==== Data to process ====
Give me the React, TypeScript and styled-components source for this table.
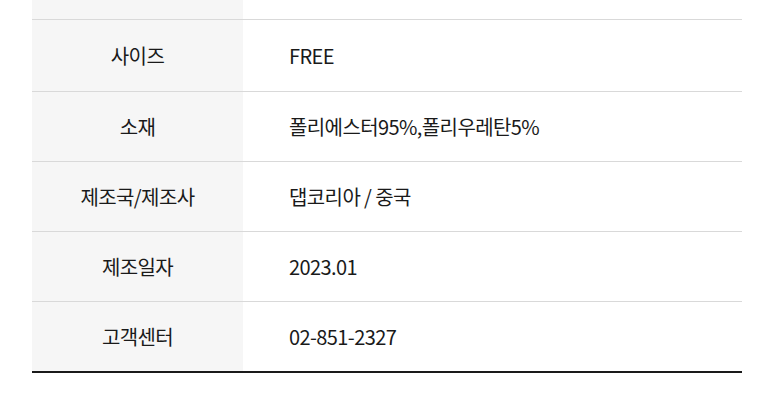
import React from "react";
import styled, { createGlobalStyle } from "styled-components";

const rows = [
  { label: "사이즈", value: "FREE", height: 72 },
  { label: "소재", value: "폴리에스터95%,폴리우레탄5%", height: 70 },
  { label: "제조국/제조사", value: "댑코리아 / 중국", height: 70 },
  { label: "제조일자", value: "2023.01", height: 70 },
  { label: "고객센터", value: "02-851-2327", height: 70 },
];

const GlobalStyle = createGlobalStyle`
  body {
    margin: 0;
    background: #fff;
    font-family: "Noto Sans CJK KR", "Noto Sans", sans-serif;
    color: #1a1a1a;
  }
`;

export default function App() {
  return (
    <>
      <GlobalStyle />
      <Page>
        <Table>
          <Row $height={19} $first>
            <Label />
            <Value />
          </Row>
          {rows.map((row, index) => (
            <Row key={index} $height={row.height}>
              <Label>{row.label}</Label>
              <Value>{row.value}</Value>
            </Row>
          ))}
        </Table>
      </Page>
    </>
  );
}

const Page = styled.div`
  width: 780px;
  height: 415px;
  padding: 0 38px 0 32px;
  box-sizing: border-box;
  overflow: hidden;
`;

const Table = styled.div`
  display: flex;
  flex-direction: column;
  border-bottom: 2px solid #1a1a1a;
`;

const Row = styled.div<{ $height: number; $first?: boolean }>`
  display: grid;
  grid-template-columns: 211px 1fr;
  height: ${(p) => p.$height}px;
  box-sizing: border-box;
  border-top: ${(p) => (p.$first ? "none" : "1px solid #d9d9d9")};
`;

const Label = styled.div`
  display: flex;
  align-items: center;
  justify-content: center;
  background-color: #f6f6f6;
  font-size: 20px;
  letter-spacing: -0.6px;
  color: #1a1a1a;
`;

const Value = styled.div`
  display: flex;
  align-items: center;
  padding-left: 46px;
  font-size: 20px;
  letter-spacing: -0.6px;
  color: #1a1a1a;
`;
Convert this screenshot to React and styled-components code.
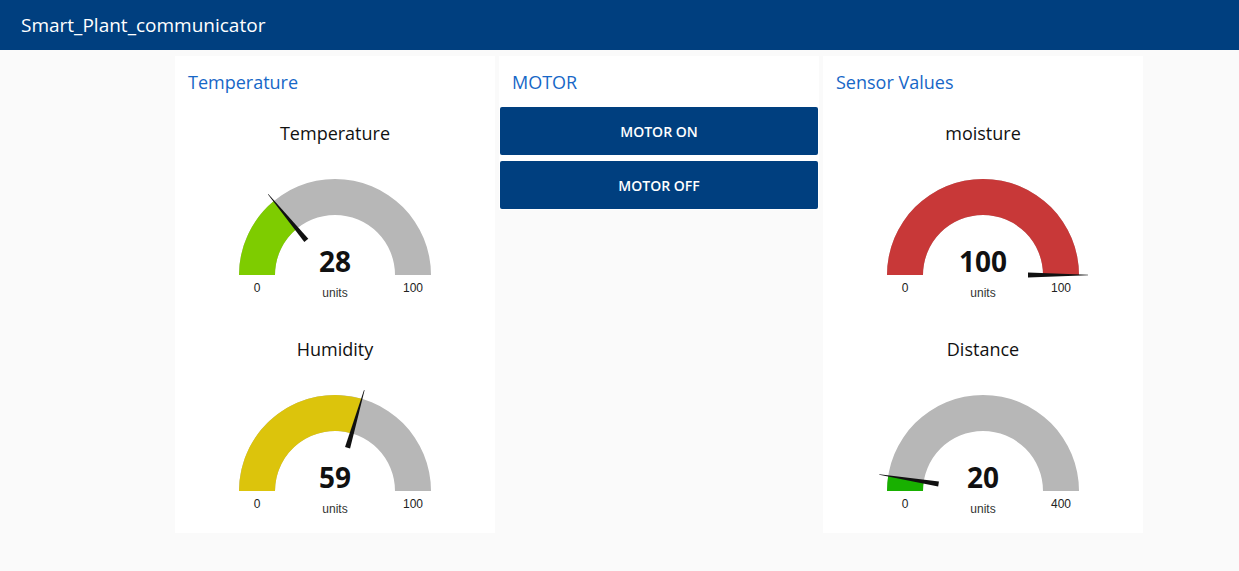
====
== Requirements ==
Extract the full listing exactly, with the pictures left out.

== Output ==
Give me the React, TypeScript and styled-components source for this table.
import React from "react";
import styled, { createGlobalStyle } from "styled-components";

const rows = [
  { label: "사이즈", value: "FREE", height: 72 },
  { label: "소재", value: "폴리에스터95%,폴리우레탄5%", height: 70 },
  { label: "제조국/제조사", value: "댑코리아 / 중국", height: 70 },
  { label: "제조일자", value: "2023.01", height: 70 },
  { label: "고객센터", value: "02-851-2327", height: 70 },
];

const GlobalStyle = createGlobalStyle`
  body {
    margin: 0;
    background: #fff;
    font-family: "Noto Sans CJK KR", "Noto Sans", sans-serif;
    color: #1a1a1a;
  }
`;

export default function App() {
  return (
    <>
      <GlobalStyle />
      <Page>
        <Table>
          <Row $height={19} $first>
            <Label />
            <Value />
          </Row>
          {rows.map((row, index) => (
            <Row key={index} $height={row.height}>
              <Label>{row.label}</Label>
              <Value>{row.value}</Value>
            </Row>
          ))}
        </Table>
      </Page>
    </>
  );
}

const Page = styled.div`
  width: 780px;
  height: 415px;
  padding: 0 38px 0 32px;
  box-sizing: border-box;
  overflow: hidden;
`;

const Table = styled.div`
  display: flex;
  flex-direction: column;
  border-bottom: 2px solid #1a1a1a;
`;

const Row = styled.div<{ $height: number; $first?: boolean }>`
  display: grid;
  grid-template-columns: 211px 1fr;
  height: ${(p) => p.$height}px;
  box-sizing: border-box;
  border-top: ${(p) => (p.$first ? "none" : "1px solid #d9d9d9")};
`;

const Label = styled.div`
  display: flex;
  align-items: center;
  justify-content: center;
  background-color: #f6f6f6;
  font-size: 20px;
  letter-spacing: -0.6px;
  color: #1a1a1a;
`;

const Value = styled.div`
  display: flex;
  align-items: center;
  padding-left: 46px;
  font-size: 20px;
  letter-spacing: -0.6px;
  color: #1a1a1a;
`;
Convert this screenshot to React and styled-components code.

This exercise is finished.